Where the hell do I even start, Al
ex asked herself bitterly.
“Umm…” she said, “what do you think could have happened to that plane?”
“I don’t know,” Blake answered with sadness, “but I just need you to consider the possibility that it hasn’t crashed in the Pacific, and start looking for it.”
“That I can do,” Alex replied, “but why do you think that’s even possible? You think the entire world that’s looking for it is just plain wrong? Everyone’s looking for it in the middle of the Pacific.”
“Where they fail, you can succeed. I have that much confidence in you, Alex.”
Oh…OK, no pressure, she thought, a little flattered by his confidence, yet feeling overwhelmed.
“Blake, I don’t even know where to start,” she admitted.
“Maybe…but you’ll think of something. I’m willing to bet a ton of money that by the end of today you’ll have a few ideas. Only you can find her.”
She smiled. “Thank you for your vote of confidence, Blake. I hope I’ll earn it.”
“You will, and I will help you. Any resource you need, you got it. All my money, all my influence, you can use at will, no questions asked. I will sign blank checks, I’ll do anything.”
“Anything?”
“Just name it,” he confirmed.
“Park your plane somewhere and let’s go to Tom’s. I need breakfast, and I need to think. You need to come with me,” she added, feeling embarrassed for manipulating him like that. “Just in case I have questions or I need resources, or something.”

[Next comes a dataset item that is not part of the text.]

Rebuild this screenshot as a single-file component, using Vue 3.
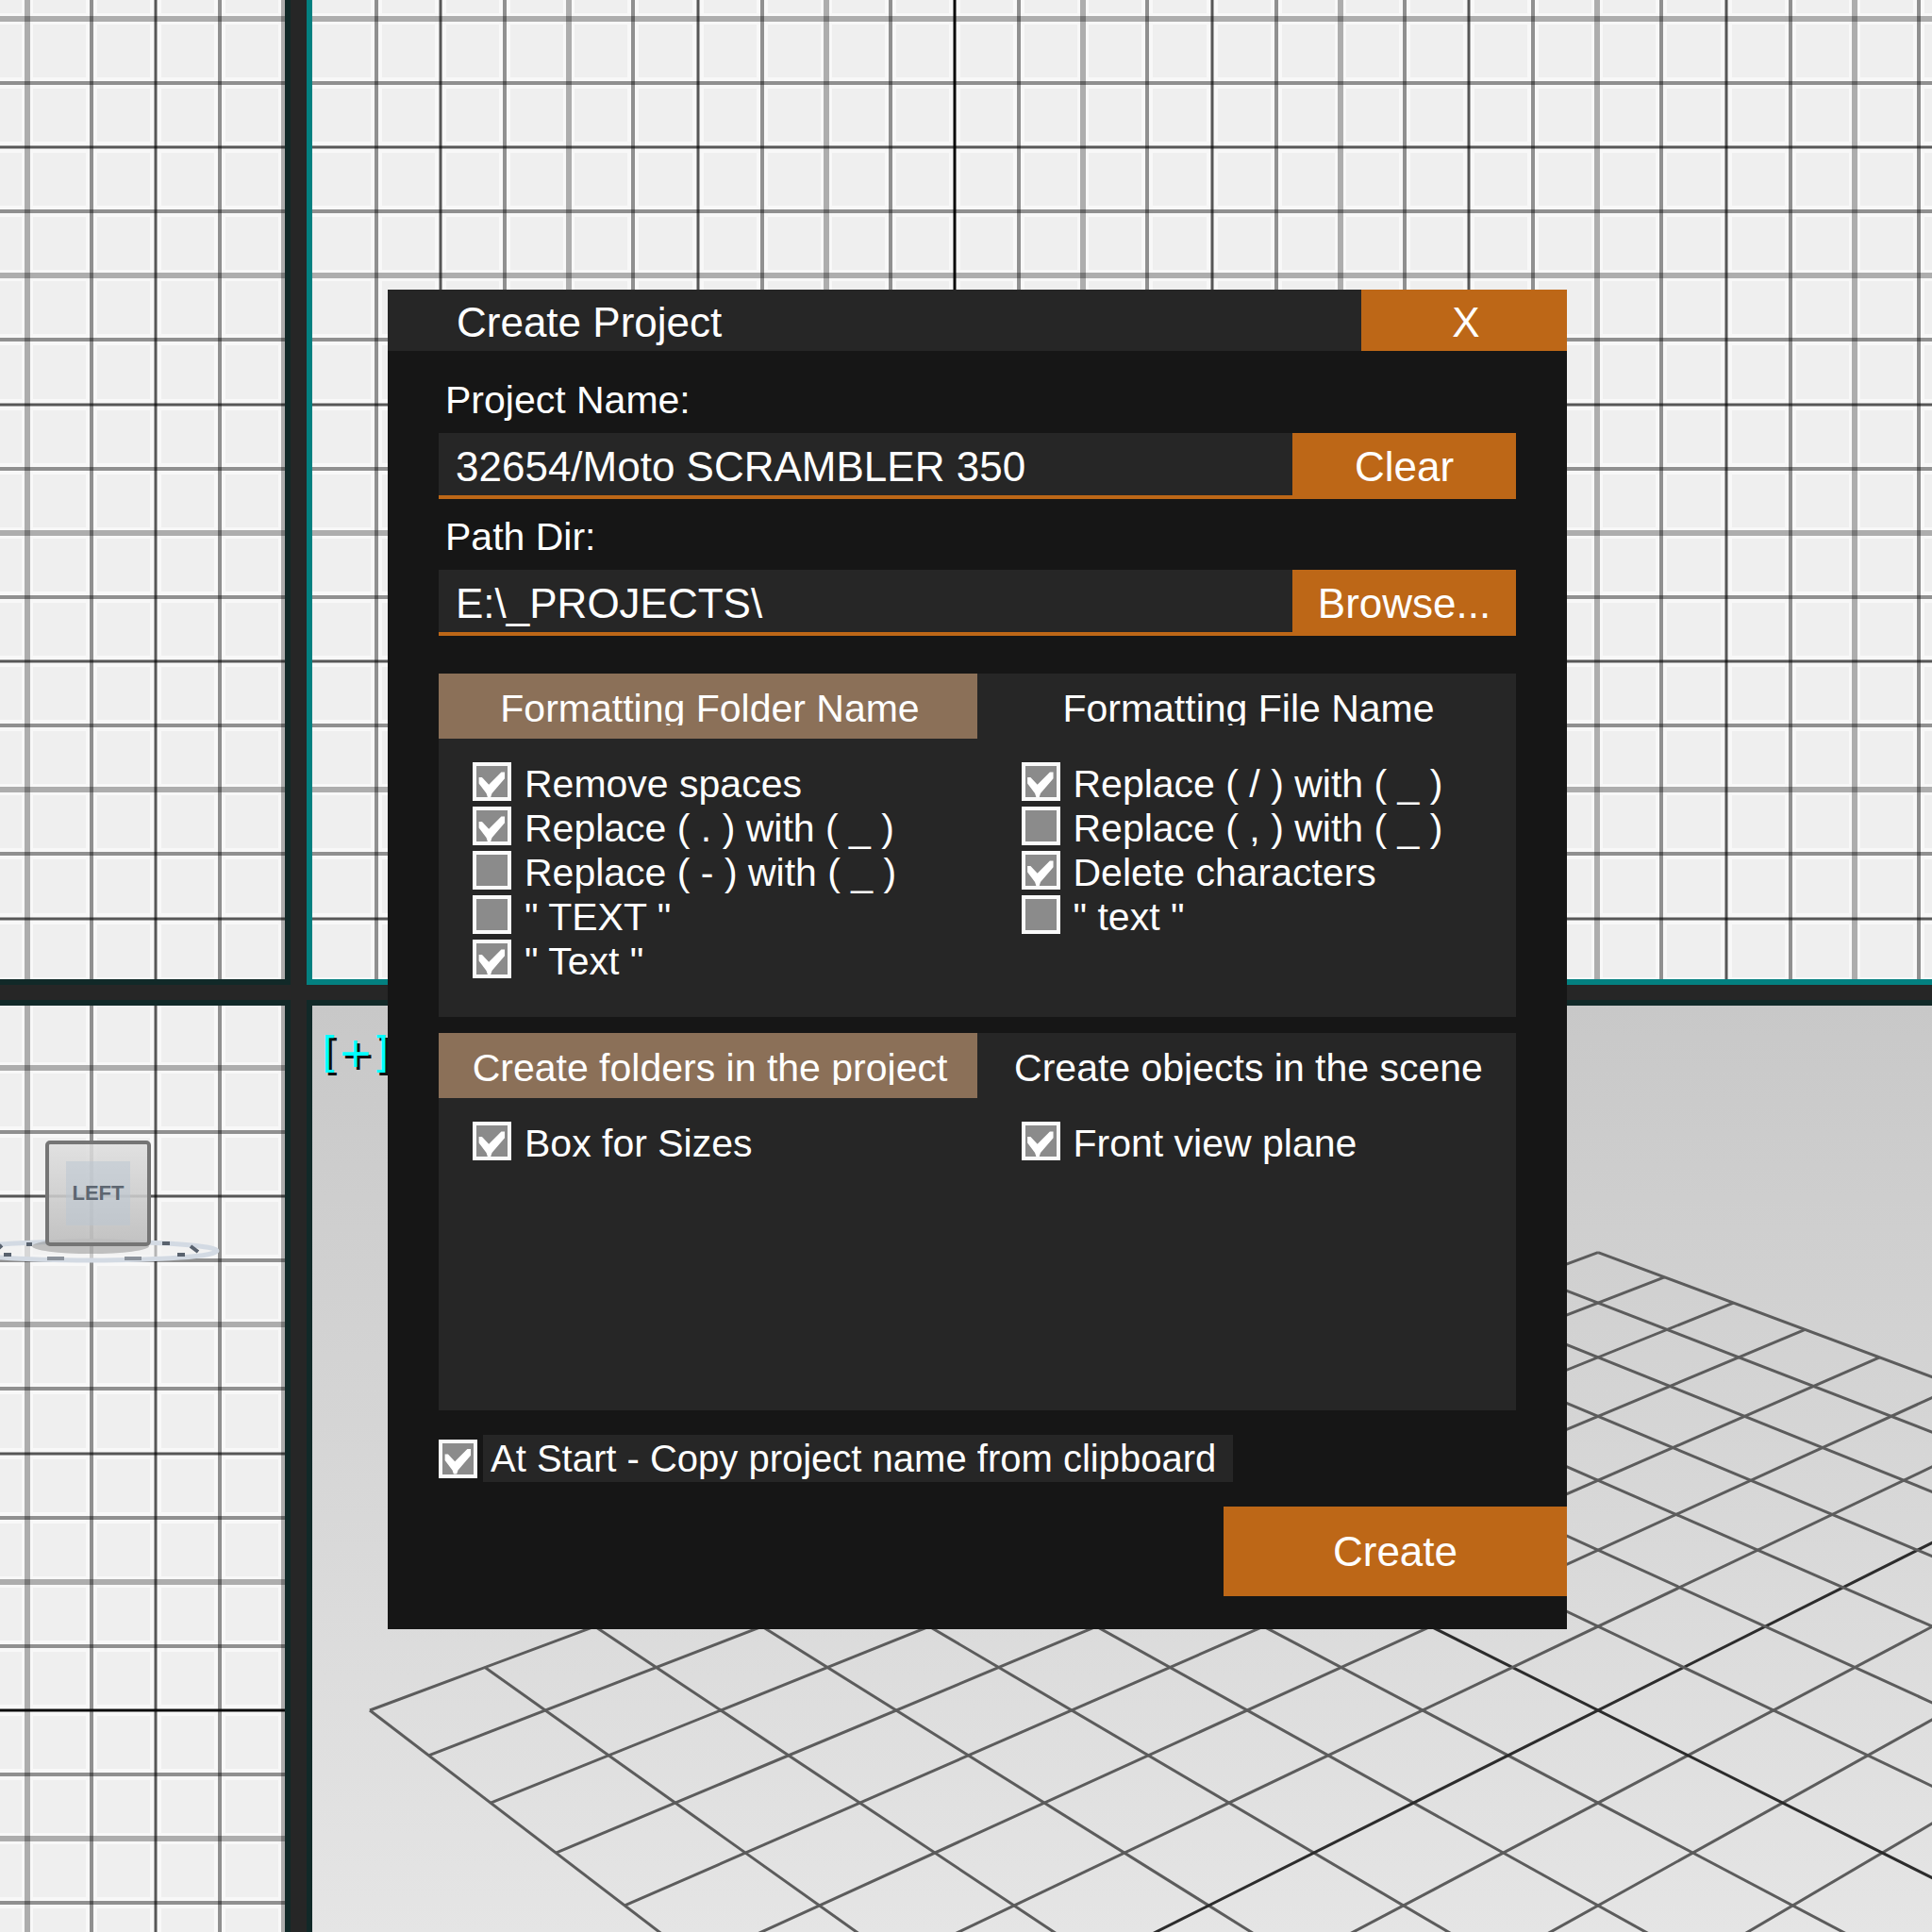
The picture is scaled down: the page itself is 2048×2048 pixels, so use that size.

“Done,” he replied, then turned toward the plane and signaled his pilot.
Minutes later, he was fast asleep in Alex’s car, as she drove on the Pacific Highway, heading north in the dawn’s brisk light.
...16
...Sunday, May 1, 10:49AM Local Time (UTC+10:00 hours)
...Undisclosed Location
...Russia
...Four Days Missing
The massive door unlatched noisily, startling them.
One of the armed men walked in, his weapon hanging loosely, strapped on his shoulder. It was the one they called One-Eye. He still had both his eyes, but a long, purplish scar extended from his left ear to under his left eye, putting a deep ridge into his cheek, making them wonder how his eye survived that terrible knife wound.